The Mummy
(1999)
If The
Matrix was the zeitgeist-defining event of the summer of 1999, having a
surplus of vitality and resonance that left The
Phantom Menace looking bloated and
stranded, there was another pretender to the blockbuster crown that no one
expected to be a sizable hit. One might argue that The Matrix captured something of the “never seen before” quality of
the first Star Wars film. If it did, The Mummy was merely content to fill the
gap in the audience’s desire for an Indiana
Jones knock-off. Any knock-off would do, which goes some way to explaining
how such an average film became the third biggest genre movie that wasn’t The Sixth Sense that season.
It ended up in eighth place in for the year
(sixth worldwide) and guaranteed a quickly thrown-together sequel (that looked
shoddy even by its director’s slipshod standards). Curiously, while that film
was bigger in the US, international audiences seemed aware of its inferiority
and it didn’t do so well. But still, this was a successful franchise and
surprisingly it took another seven years before a third installment arrived. In
the same year that it’s true inspiration (Indy,
rather than the horror series that bequeathed the title and, loosely, the
subject matter) made a lacklustre return to the screen.
Make no mistake, The Mummy is a family action movie. What trappings of horror there
are, are so diluted by their CGI presentation as to be nigh on inconsequential;
this is as scary as Scooby Doo. Universal’s
plan to relaunch of one of its major monsters had gone through a number of
directors over the previous decade, including Clive Barker, George Romero and
Joe Dante. All of whom would surely have brought something more interesting to
the screen that Stephen Sommers’ reheated leftovers.
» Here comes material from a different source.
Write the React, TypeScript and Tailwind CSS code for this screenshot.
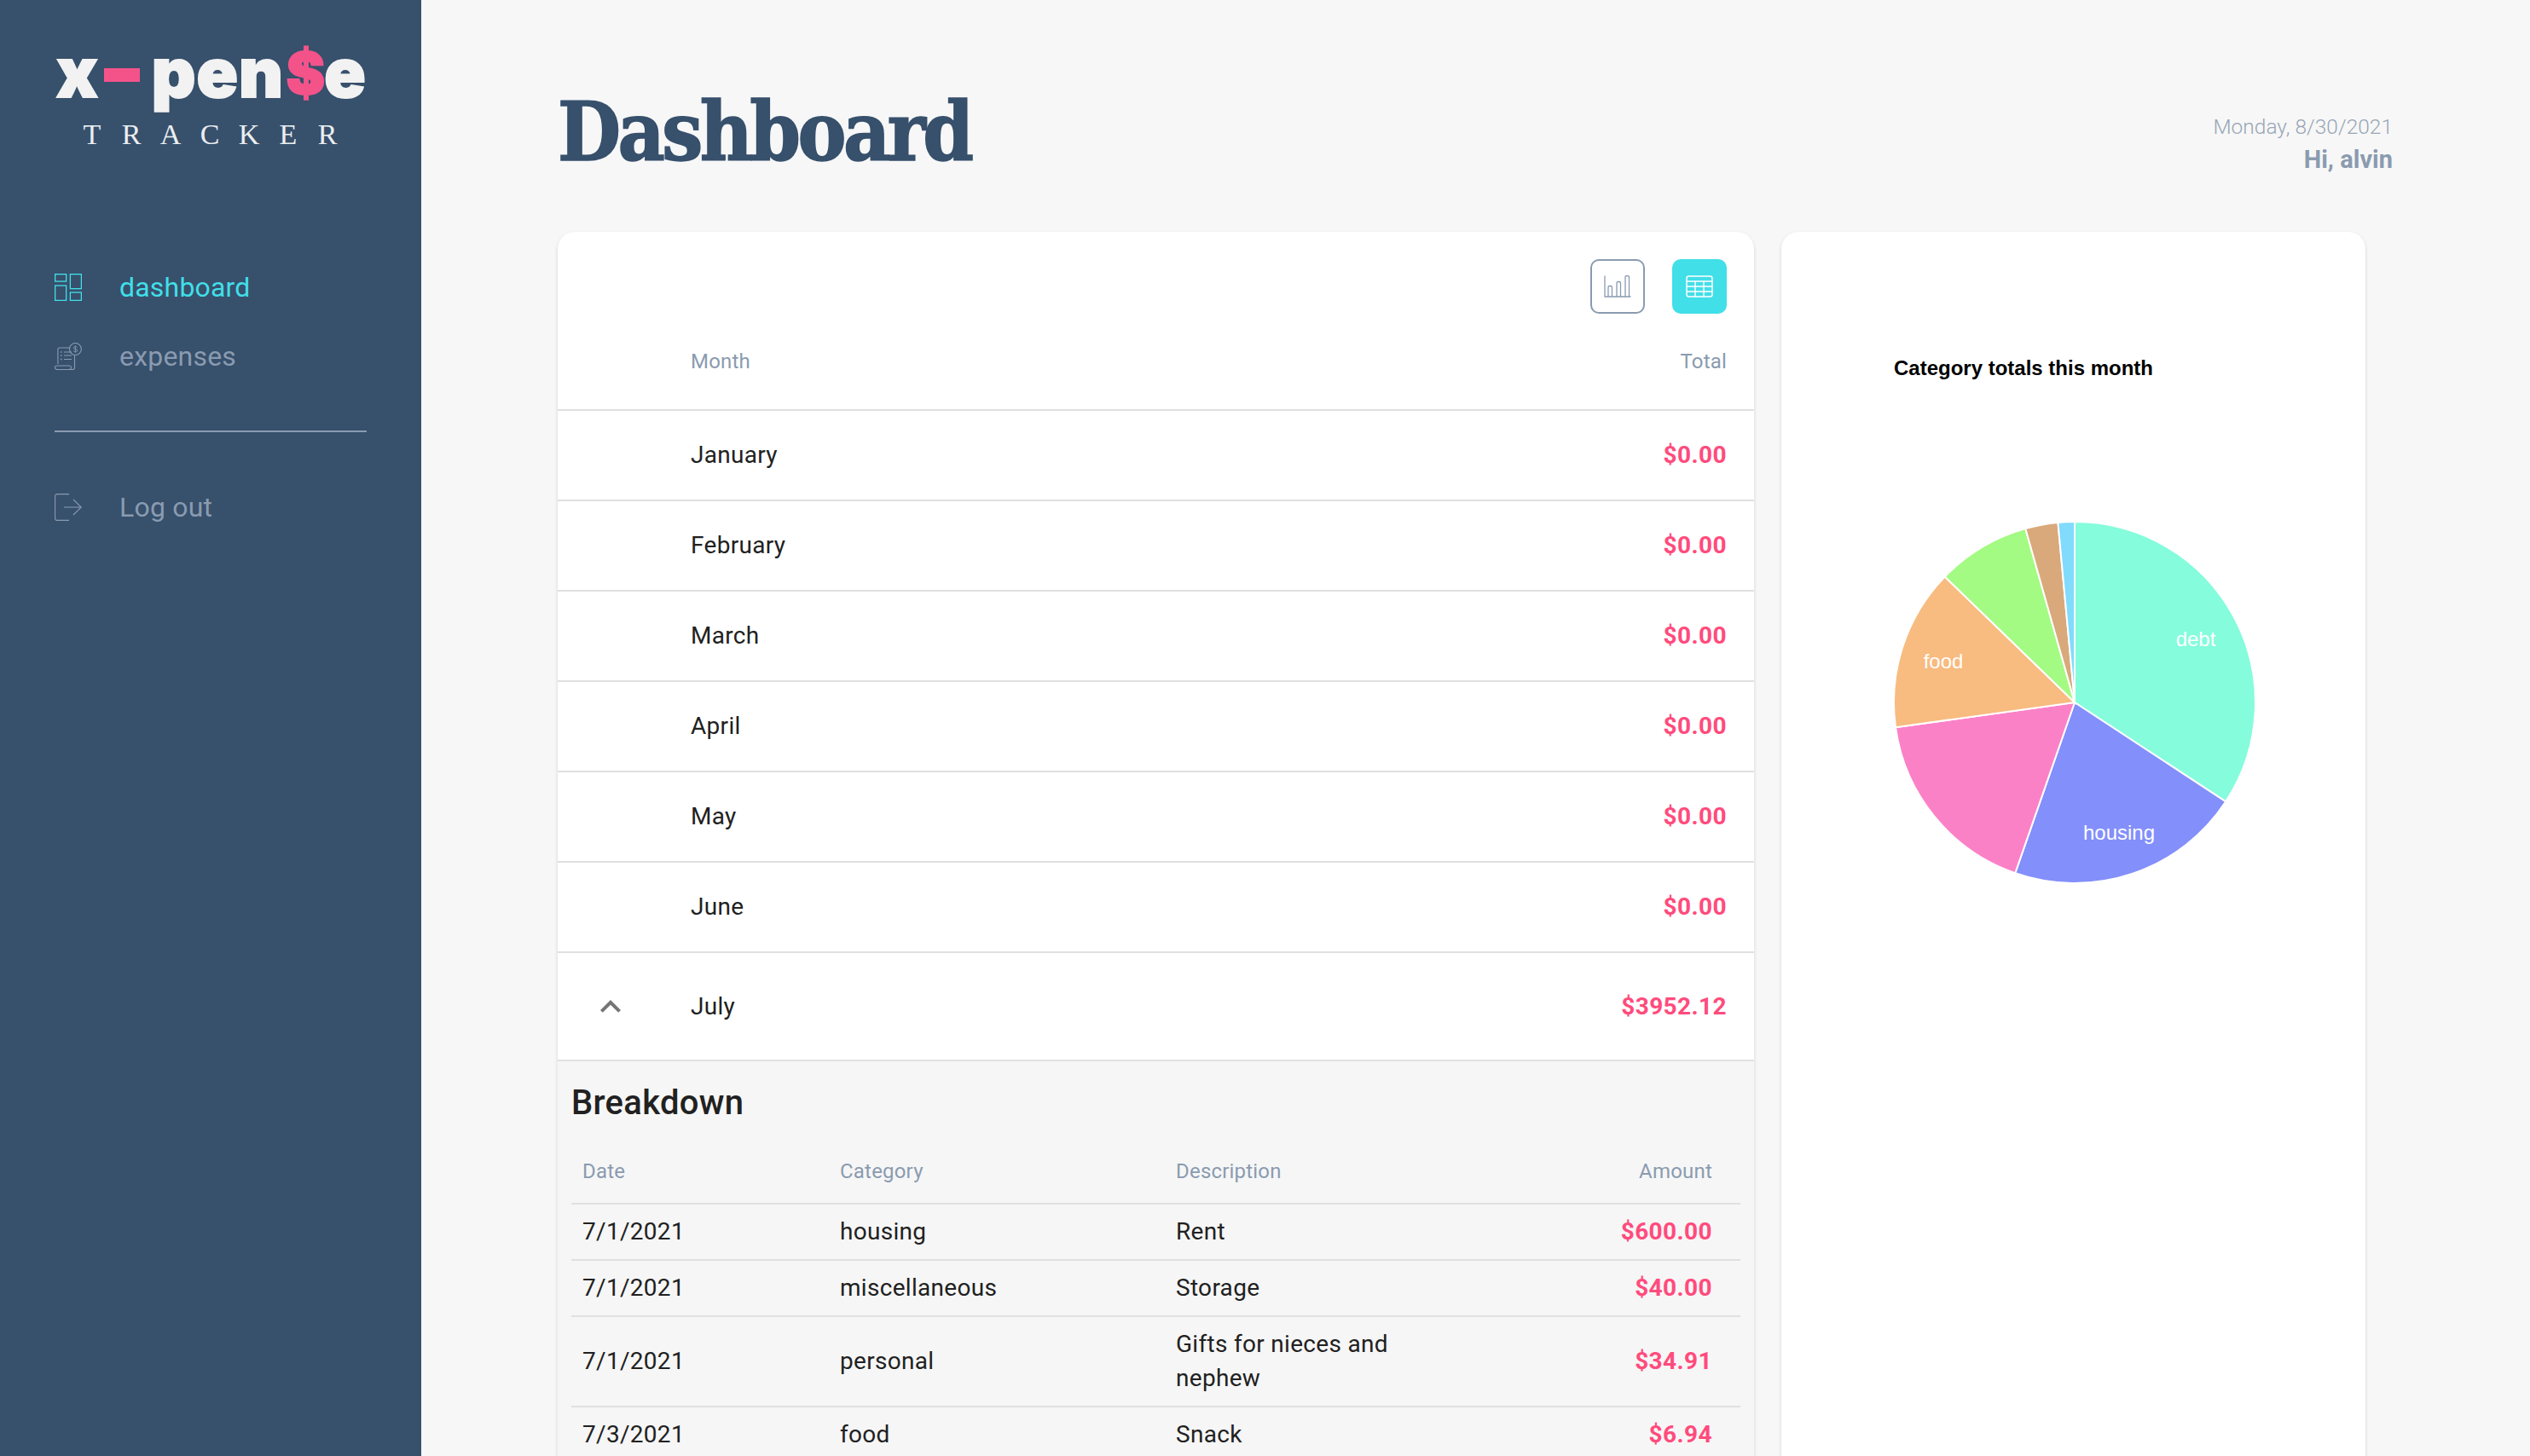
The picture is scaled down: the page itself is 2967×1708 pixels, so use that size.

Yes, Stephen Sommers. Who would go on to
such resounding failure with the rest of the studio’s creatures in the
overblown disaster that is Van Helsing.
With the success of The Adventure s of
Huck Finn and The Jungle Book
(and the failure of the surprisingly good fun Deep Rising) behind him, Sommers had sufficient clout to demand a
significant budget (previous plans had been to spend as little as feasible, one
of the reasons, horror content being an other, that so many filmmakers exited
the project).
There are no less than six credited writers
attached to the screenplay (including John L Balderston’s for the 1932
original), but you wouldn’t have guessed. This comes across as a typically
Sommers-like first draft affair, incoherent of structure and crassly witless of
dialogue. There isn’t much you’d think could go wrong; the prologue introduces
High Priest Imhotep reasonably well, before leaping to 1926 and Rick
O’Connell’s (Brendan Fraser) encounter with supernatural forces at the site of
his tomb. A few years later he leads an expedition back there, including Rachel
Weisz and John Hannah’s brother and sister duo, some fellow Americans and dodgy
comedy Arab Beni Gabor (Kevin J O’Connor).
But Sommers fluffs the plot logic every
step of the way. Rather than killing or expelling them, the Medjai who guard
the tomb give the group 24 hours to leave. Which, of course, is more than
enough time to unleash Imhotep’s evil upon the world. Later, we suddenly leap
back to Cairo for more frenetic carnage. When the tone is so shallow and the
pace so furious, there’s no time for character or the building up of
atmosphere. If Indiana Jones added layers and depth to the classic Republic
serials, The Mummy is closer to the strained
gag fests of Abbot and Costello meet…
(the broad tone – everything in this
film is broad – is set from the outset in an excruciatingly elaborate gag where
clumsy librarian Weisz causes the domino toppling of a series of bookcases).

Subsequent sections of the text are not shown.